“Pengembangan al-Qur’an dengan muatan normatifnya menjadi ilmu pengetahuan yang memiliki sisi rasional dan empiris merupakan representasi dari jihad intelektual kaum Muslim”

Islam merupakan agama Allah Swt yang disampaikan oleh Nabi Muhammad Saw kepada masyarakat Arab pada zaman jahiliyah. Zaman tersebut merujuk pada suatu masa lalu masyarakat Arab pra-Islam yang terkenal dengan banyaknya praktik-praktik yang mengarah kepada dehumanisasi. Penyebab terjadinya praktik tersebut tidak lebih dari pengaruh kondisi pra-industrial yang identik dengan masyarakat kesukuan (tribal society), sehingga melahirkan bentuk masyarakat homogen. (Arifin, 2014)

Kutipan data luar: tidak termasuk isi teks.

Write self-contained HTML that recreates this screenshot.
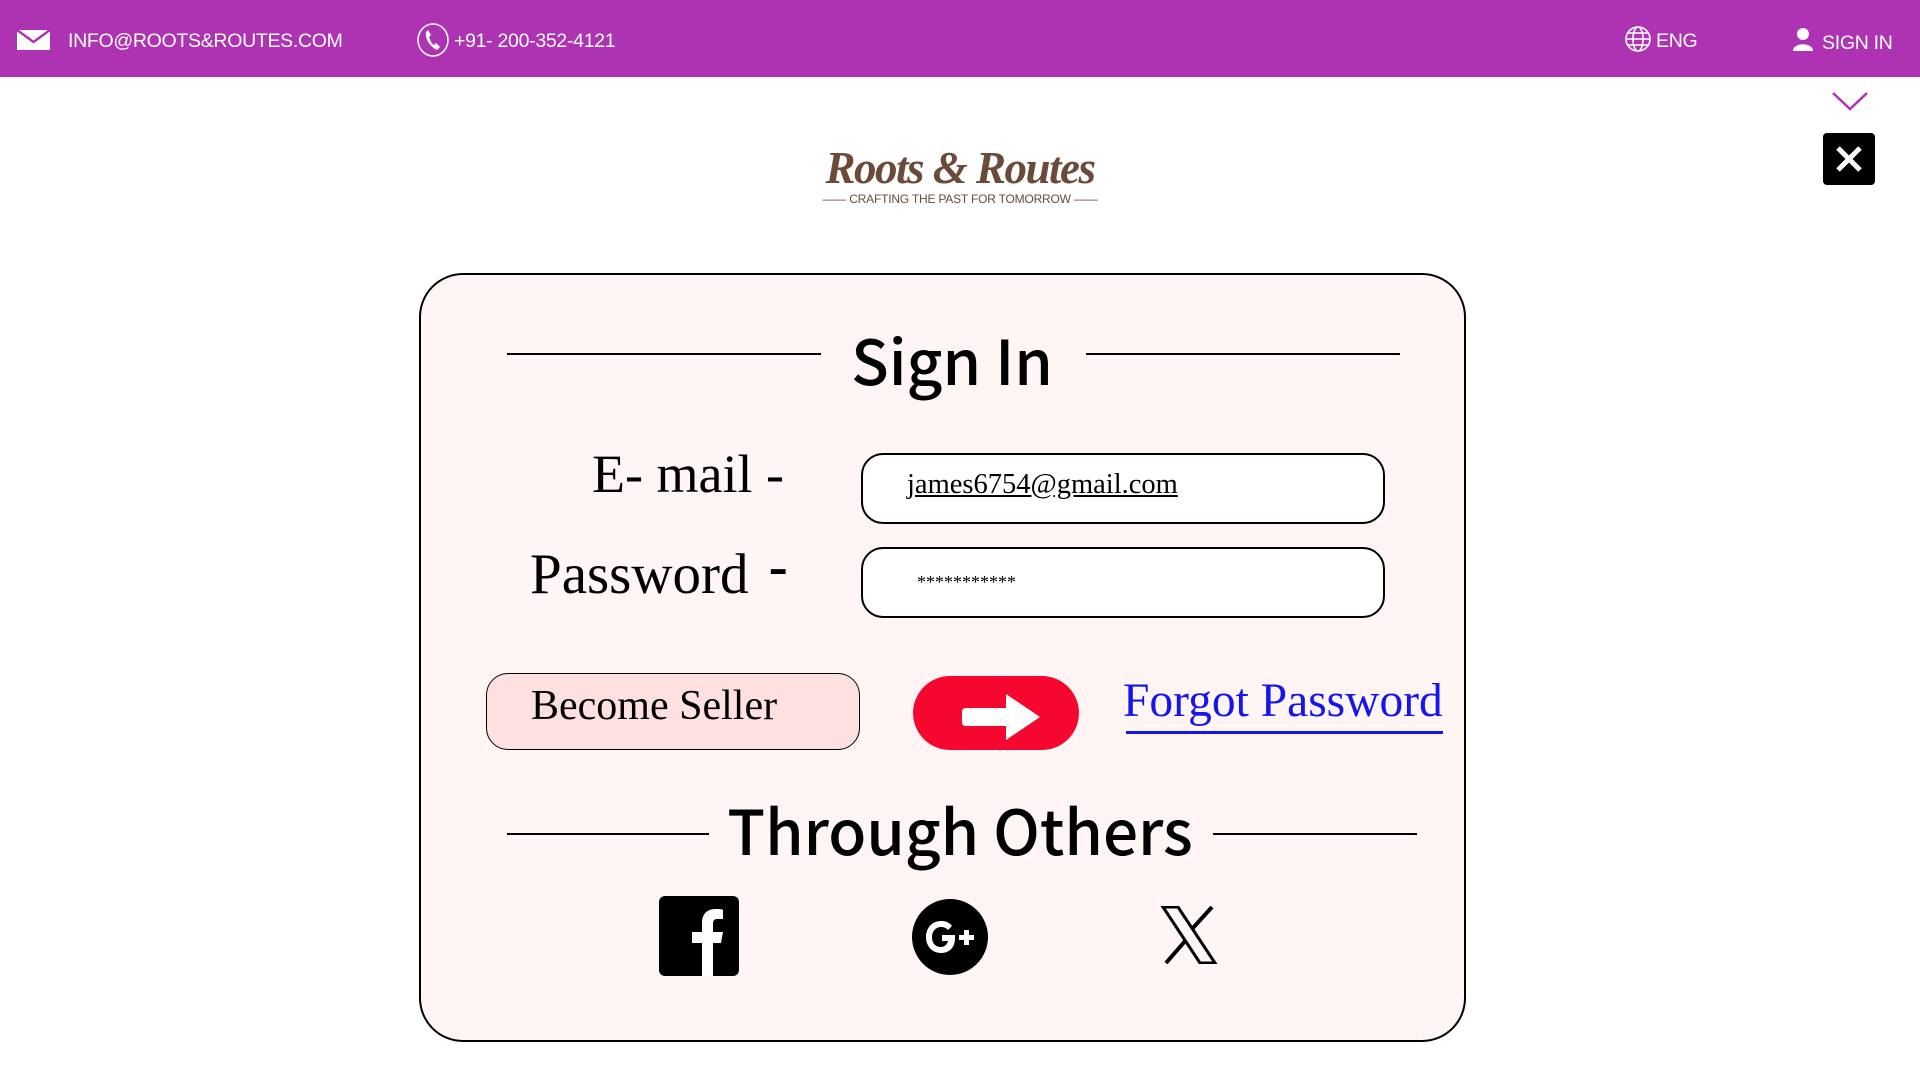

Di samping itu, masyarakat Arab pra-Islam juga memiliki struktur yang menindas dan mereka telah lama menikmati struktur yang seperti itu. (Arifin, 2014) Struktur masyarakat seberat itu merupakan tantangan tersendiri bagi seorang utusan Allah Swt dalam menyebarluaskan agama-Nya. Namun dalam realitanya Nabi Muhammad Saw bukan hanya berhasil memberikan kritik sosial, tapi juga berhasil membawa kepada ranah transformatif yang tertebas dari bentuk ketertindasan manusia.

Jika dianalisis lebih jauh, keberhasilan profetisme dijalankan oleh Nabi Muhammad Saw tidak bersumber dari apapun selain al-Qur’an. Hal ini setidaknya menandakan bahwa al-Qur’an bukan hanya sebagai petunjuk atau kalamullah, tetapi juga berfungsi sebagai titik utama dan pijakan awal kehidupan yang mengarah kepada dimensi yang lebih baik. Singkatnya aspek tersebut manifestasi keberhasilan misi kenabian yang diemban oleh Nabi Muhammad Saw.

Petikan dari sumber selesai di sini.